When the waste toner bottle 241 is not in the full state, but is in the near full state (Yes in Step S53), the image forming operation is not inhibited and a near full notifying process is performed in Step S54. Then, the process proceeds to the control (Step S80) of the bottle near full (temporary storage) state F, which will be described below.

When it is determined that the waste toner bottle 241 is in neither the full state nor the near full state (No in Step S53), the process proceeds to the control (Step S60) of the bottle normal (temporary storage) state E, which will be described below.

Control of Bottle Normal (Temporary Storage) State E

FIG. 9 is a flowchart illustrating the flow of control when the image forming apparatus is in the bottle normal (temporary storage) state E.
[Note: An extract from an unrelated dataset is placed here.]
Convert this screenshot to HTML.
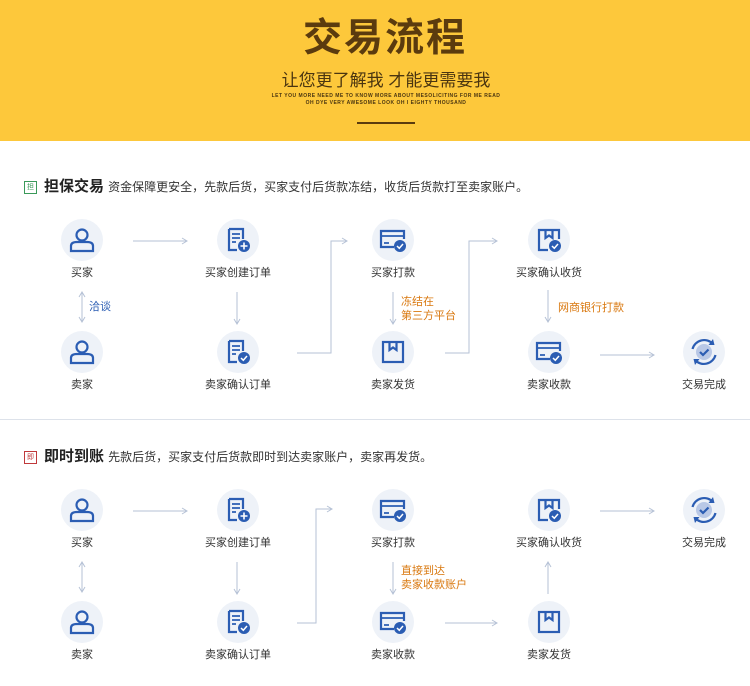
<!DOCTYPE html>
<html><head><meta charset="utf-8"><style>
*{margin:0;padding:0}
body{width:750px;height:686px;background:#fff;position:relative;overflow:hidden;font-family:"Liberation Sans","Noto Sans CJK SC",sans-serif}
.hd{position:absolute;left:0;top:0;width:750px;height:141px;background:#fdc83b}
.t{position:absolute;white-space:nowrap;line-height:1}
.c{text-align:center;width:120px;font-size:11px;color:#333}
.o{font-size:11px;color:#d9780f;line-height:14px}
</style></head><body>
<div class="hd"></div>
<div class="t" style="left:0;width:770px;text-align:center;top:19px;font-size:39px;font-weight:bold;color:#5b3b0e;letter-spacing:2px">交易流程</div>
<div class="t" style="left:0;width:772px;text-align:center;top:72px;font-size:17px;color:#4a3510">让您更了解我 才能更需要我</div>
<div class="t" style="left:0;width:772px;text-align:center;top:94px;font-size:5px;color:#4a3510;font-weight:bold;letter-spacing:.5px">LET YOU MORE NEED ME TO KNOW MORE ABOUT MESOLICITING FOR ME READ</div>
<div class="t" style="left:0;width:772px;text-align:center;top:101px;font-size:5px;color:#4a3510;font-weight:bold;letter-spacing:.5px">OH DYE VERY AWESOME LOOK OH I EIGHTY THOUSAND</div>
<div class="t" style="left:357px;top:122px;width:58px;height:2px;background:#5b3b0e"></div>

<div class="t" style="left:24px;top:181px;width:11px;height:11px;border:1px solid #3a9a5a;font-size:7px;color:#3a9a5a;text-align:center;line-height:11px">担</div>
<div class="t" style="left:44px;top:179px;font-size:15px;font-weight:bold;color:#222">担保交易 <span style="font-size:12px;font-weight:normal;color:#333">资金保障更安全，先款后货，买家支付后货款冻结，收货后货款打至卖家账户。</span></div>
<div class="t" style="left:0;top:419px;width:750px;height:1px;background:#dde2ea"></div>
<div class="t" style="left:24px;top:451px;width:11px;height:11px;border:1px solid #c0393b;font-size:7px;color:#c0393b;text-align:center;line-height:11px">即</div>
<div class="t" style="left:44px;top:449px;font-size:15px;font-weight:bold;color:#222">即时到账 <span style="font-size:12px;font-weight:normal;color:#333">先款后货，买家支付后货款即时到达卖家账户，卖家再发货。</span></div>

<svg class="t" style="left:0;top:0" width="750" height="686">
<defs>
<marker id="a" markerWidth="8" markerHeight="8" refX="6" refY="4" orient="auto"><path d="M1 1L6 4L1 7" fill="none" stroke="#b6c2d6" stroke-width="1"/></marker>
<marker id="b" markerWidth="8" markerHeight="8" refX="2" refY="4" orient="auto"><path d="M7 1L2 4L7 7" fill="none" stroke="#b6c2d6" stroke-width="1"/></marker>
<g id="person" fill="none" stroke="#2b5db3" stroke-width="2.2"><circle cx="0" cy="-5" r="5.5"/><path d="M-11 11 L-11 6 Q-11 2 -5 2 L5 2 Q11 2 11 6 L11 11 Z"/></g>
<g id="docplus"><path d="M-9 -11 H5 V-1 M-1 10 H-9 V-11" fill="none" stroke="#2b5db3" stroke-width="2.2"/><path d="M-6 -6H2M-6 -2H2M-6 2H-2" stroke="#2b5db3" stroke-width="1.8"/><circle cx="6" cy="6" r="6" fill="#2b5db3"/><path d="M6 2.5V9.5M2.5 6H9.5" stroke="#fff" stroke-width="1.6"/></g>
<g id="doccheck"><path d="M-9 -11 H5 V-1 M-1 10 H-9 V-11" fill="none" stroke="#2b5db3" stroke-width="2.2"/><path d="M-6 -6H2M-6 -2H2M-6 2H-2" stroke="#2b5db3" stroke-width="1.8"/><circle cx="6" cy="6" r="6" fill="#2b5db3"/><path d="M3 6L5.3 8.3L9 4" fill="none" stroke="#fff" stroke-width="1.5"/></g>
<g id="card"><path d="M1 7H-12V-9H11V-1" fill="none" stroke="#2b5db3" stroke-width="2.2"/><path d="M-12 -4H11M-9 3H-4" stroke="#2b5db3" stroke-width="1.8"/><circle cx="7" cy="6" r="6" fill="#2b5db3"/><path d="M4 6L6.3 8.3L10 4" fill="none" stroke="#fff" stroke-width="1.5"/></g>
<g id="box" fill="none" stroke="#2b5db3" stroke-width="2.2"><rect x="-10" y="-10" width="20" height="20"/><path d="M-3.5 -10V-2L0 -4.5L3.5 -2V-10"/></g>
<g id="boxcheck"><path d="M-1 10H-10V-10H10V-1" fill="none" stroke="#2b5db3" stroke-width="2.2"/><path d="M-3.5 -10V-2L0 -4.5L3.5 -2V-10" fill="none" stroke="#2b5db3" stroke-width="2.2"/><circle cx="6" cy="6" r="6" fill="#2b5db3"/><path d="M3 6L5.3 8.3L9 4" fill="none" stroke="#fff" stroke-width="1.5"/></g>
<g id="done"><circle r="8" fill="#b9c8e6"/><path d="M-4 0L-1 3L4.5 -2.5" fill="none" stroke="#2b5db3" stroke-width="2.2"/><path d="M-11.5 -3A12 12 0 0 1 9 -8M11.5 3A12 12 0 0 1 -9 8" fill="none" stroke="#2b5db3" stroke-width="2.2"/><path d="M9 -13L10.5 -7L4.5 -7Z M-9 13L-10.5 7L-4.5 7Z" fill="#2b5db3"/></g>
</defs>
<g fill="#eef2f8">
<circle cx="82" cy="240" r="21"/><circle cx="238" cy="240" r="21"/><circle cx="393" cy="240" r="21"/><circle cx="549" cy="240" r="21"/>
<circle cx="82" cy="352" r="21"/><circle cx="238" cy="352" r="21"/><circle cx="393" cy="352" r="21"/><circle cx="549" cy="352" r="21"/><circle cx="704" cy="352" r="21"/>
<circle cx="82" cy="510" r="21"/><circle cx="238" cy="510" r="21"/><circle cx="393" cy="510" r="21"/><circle cx="549" cy="510" r="21"/><circle cx="704" cy="510" r="21"/>
<circle cx="82" cy="622" r="21"/><circle cx="238" cy="622" r="21"/><circle cx="393" cy="622" r="21"/><circle cx="549" cy="622" r="21"/>
</g>
<use href="#person" x="82" y="240"/><use href="#docplus" x="238" y="240"/><use href="#card" x="393" y="240"/><use href="#boxcheck" x="549" y="240"/>
<use href="#person" x="82" y="352"/><use href="#doccheck" x="238" y="352"/><use href="#box" x="393" y="352"/><use href="#card" x="549" y="352"/><use href="#done" x="704" y="352"/>
<use href="#person" x="82" y="510"/><use href="#docplus" x="238" y="510"/><use href="#card" x="393" y="510"/><use href="#boxcheck" x="549" y="510"/><use href="#done" x="704" y="510"/>
<use href="#person" x="82" y="622"/><use href="#doccheck" x="238" y="622"/><use href="#card" x="393" y="622"/><use href="#box" x="549" y="622"/>
<g fill="none" stroke="#b6c2d6" stroke-width="1">
<path d="M133 241H187" marker-end="url(#a)"/>
<path d="M82 292V322" marker-start="url(#b)" marker-end="url(#a)"/>
<path d="M237 292V324" marker-end="url(#a)"/>
<path d="M297 353H331V241H347" marker-end="url(#a)"/>
<path d="M393 292V324" marker-end="url(#a)"/>
<path d="M445 353H469V241H497" marker-end="url(#a)"/>
<path d="M548 290V322" marker-end="url(#a)"/>
<path d="M600 355H654" marker-end="url(#a)"/>
<path d="M133 511H187" marker-end="url(#a)"/>
<path d="M82 562V592" marker-start="url(#b)" marker-end="url(#a)"/>
<path d="M237 562V594" marker-end="url(#a)"/>
<path d="M297 623H316V509H332" marker-end="url(#a)"/>
<path d="M393 562V594" marker-end="url(#a)"/>
<path d="M445 623H497" marker-end="url(#a)"/>
<path d="M548 594V562" marker-end="url(#a)"/>
<path d="M600 511H654" marker-end="url(#a)"/>
</g>
</svg>

<div class="t c" style="left:22px;top:268px">买家</div>
<div class="t c" style="left:178px;top:268px">买家创建订单</div>
<div class="t c" style="left:333px;top:268px">买家打款</div>
<div class="t c" style="left:489px;top:268px">买家确认收货</div>
<div class="t c" style="left:22px;top:380px">卖家</div>
<div class="t c" style="left:178px;top:380px">卖家确认订单</div>
<div class="t c" style="left:333px;top:380px">卖家发货</div>
<div class="t c" style="left:489px;top:380px">卖家收款</div>
<div class="t c" style="left:644px;top:380px">交易完成</div>
<div class="t" style="left:89px;top:302px;font-size:11px;color:#2b5db3">洽谈</div>
<div class="t o" style="left:401px;top:295px">冻结在<br>第三方平台</div>
<div class="t o" style="left:558px;top:301px">网商银行打款</div>

<div class="t c" style="left:22px;top:538px">买家</div>
<div class="t c" style="left:178px;top:538px">买家创建订单</div>
<div class="t c" style="left:333px;top:538px">买家打款</div>
<div class="t c" style="left:489px;top:538px">买家确认收货</div>
<div class="t c" style="left:644px;top:538px">交易完成</div>
<div class="t c" style="left:22px;top:650px">卖家</div>
<div class="t c" style="left:178px;top:650px">卖家确认订单</div>
<div class="t c" style="left:333px;top:650px">卖家收款</div>
<div class="t c" style="left:489px;top:650px">卖家发货</div>
<div class="t o" style="left:401px;top:564px">直接到达<br>卖家收款账户</div>
</body></html>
The bottle normal (temporary storage) state E is similar to the bottle normal state A in that the waste toner bottle 241 is set in the normal state, not in either the full state or the near full state. However, the bottle normal (temporary storage) state E is different from the bottle normal state A in that the waste toner which is temporarily stored in the temporary storage unit 242 after the waste toner bottle 241 is removed is not discharged from the temporary storage unit 242 and the temporary storage unit 242 is not in the empty state.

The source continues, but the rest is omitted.